NBA commissioner Adam Silver calls for legal sports betting

  • NBA chief: betting ‘should be brought into the sunlight’
  • Highlights example of interactive British sports betting
NBA commissioner Adam Silver
NBA commissioner Adam Silver, right centre, attends a game between the Oklahoma City Thunder and the Los Angeles Clippers. Photograph: Noel Vasquez/GC Images

The NBA commissioner, Adam Silver, has called on Congress to pass legislation that would let states legalise and regulate sports betting across the US, in an op-ed published by the New York Times on Thursday.

The editorial – written by the man who runs one of the world’s most popular and valuable sports leagues – comes just weeks after a federal judge temporarily blocked a recently signed New Jersey law that would allow wagering on sports events at state-licensed casinos and racetracks.

Silver said there was a widespread desire among sports fans to bet on games, fueling an underground gambling economy that by some estimates draws $400bn in the country annually.

“I believe that sports betting should be brought out of the underground and into the sunlight where it can be appropriately monitored and regulated,” he wrote.

Previous attempts to widen the spread of sports betting have been strongly resisted by US sports bodies, who feared it could lead to cheating and distortion of athletic competition.

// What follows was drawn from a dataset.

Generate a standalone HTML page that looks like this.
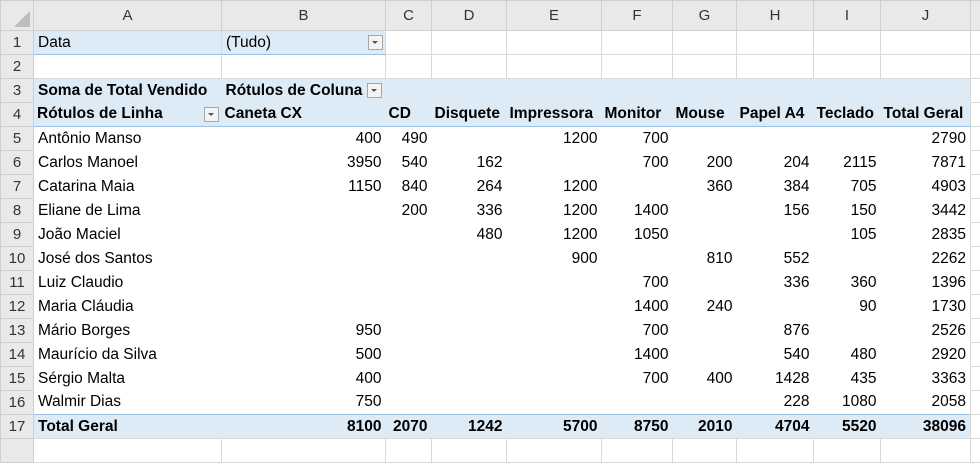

“Let me be clear: any new approach must ensure the integrity of the game,” Silver said in his article.

Silver pointed to examples of gambling on sporting events outside the US, highlighting Britain where bets can be placed on smartphones, at stadiums, and through the television, he said.

Though Silver urged that any law should include regulations including age-verification tools, measures to identify and ban people with gambling addictions, among other restrictions.

The NBA and other sports leagues filed a lawsuit against the New Jersey gambling bill days before the hold was announced, arguing that it would cause irreparable harm and violated a federal law that bans sports betting in all but four US states.

“Without a comprehensive federal solution, state measures such as New Jersey’s recent initiative will be both unlawful and bad public policy,” Silver wrote.

New Jersey officials hoped that legalised sports wagering would generate more revenue for Atlantic City’s gambling industry, which has lost customers to a spate of new casinos opening in nearby states.